Solution to the following problem:

predicting-values.md

Result Set

Regardless of the database, the result set should look like:

x	dataset_1	dataset_2	dataset_3	dataset_4
16	11.0	11.0	11.0	11.0
17	11.5	11.5	11.5	11.5
18	12.0	12.0	12.0	12.0

This is one of the interesting things about Anscombe's quartet (and is the reason Anscombe created it): the four datasets have the same line of best fit, but look very different when plotted!

Expand for the DDL

solution(x, dataset_1, dataset_2, dataset_3, dataset_4) as (
    values
        (16, 11.0, 11.0, 11.0, 11.0),
        (17, 11.5, 11.5, 11.5, 11.5),
        (18, 12.0, 12.0, 12.0, 12.0)
)

Solution

Some SQL solutions per database are provided below.

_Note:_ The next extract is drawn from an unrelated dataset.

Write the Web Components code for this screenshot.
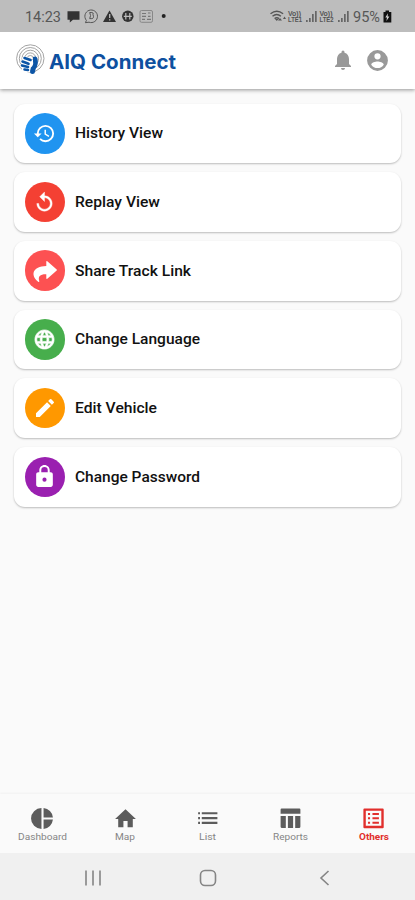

DuckDB (using regr_slope and regr_intercept)

with

unpivoted as (
    unpivot anscombes_quartet
    on
        (dataset_1__x, dataset_1__y) as dataset_1,
        (dataset_2__x, dataset_2__y) as dataset_2,
        (dataset_3__x, dataset_3__y) as dataset_3,
        (dataset_4__x, dataset_4__y) as dataset_4,
    into
        name dataset
        value x, y
),

coefficients as (
    select
        dataset,
        regr_slope(y, x) as m,
        regr_intercept(y, x) as c,
    from unpivoted
    group by dataset
),

predictions as (
    select
        dataset,
        x,
        round(m * x + c, 1) as y
    from coefficients
        cross join (values (16), (17), (18)) as v(x)
)

pivot predictions
on dataset
using any_value(y)
order by x

DuckDB (manual calculations)

with

unpivoted as (
    unpivot anscombes_quartet
    on
        (dataset_1__x, dataset_1__y) as dataset_1,
        (dataset_2__x, dataset_2__y) as dataset_2,
        (dataset_3__x, dataset_3__y) as dataset_3,
        (dataset_4__x, dataset_4__y) as dataset_4,
    into
        name dataset
        value x, y
),

coefficients as (
    select
        dataset,
        avg(x) as avg_x,
        avg(y) as avg_y,
        avg(x * x) as avg_xx,
        avg(x * y) as avg_xy,
        (avg_x * avg_y - avg_xy) / (avg_x * avg_x - avg_xx) as m,
        avg_y - m * avg_x as c,
    from unpivoted
    group by dataset
),

predictions as (
    select
        dataset,
        x,
        round(m * x + c, 1) as y
    from coefficients
        cross join (values (16), (17), (18)) as v(x)
)

pivot predictions
on dataset
using any_value(y)
order by x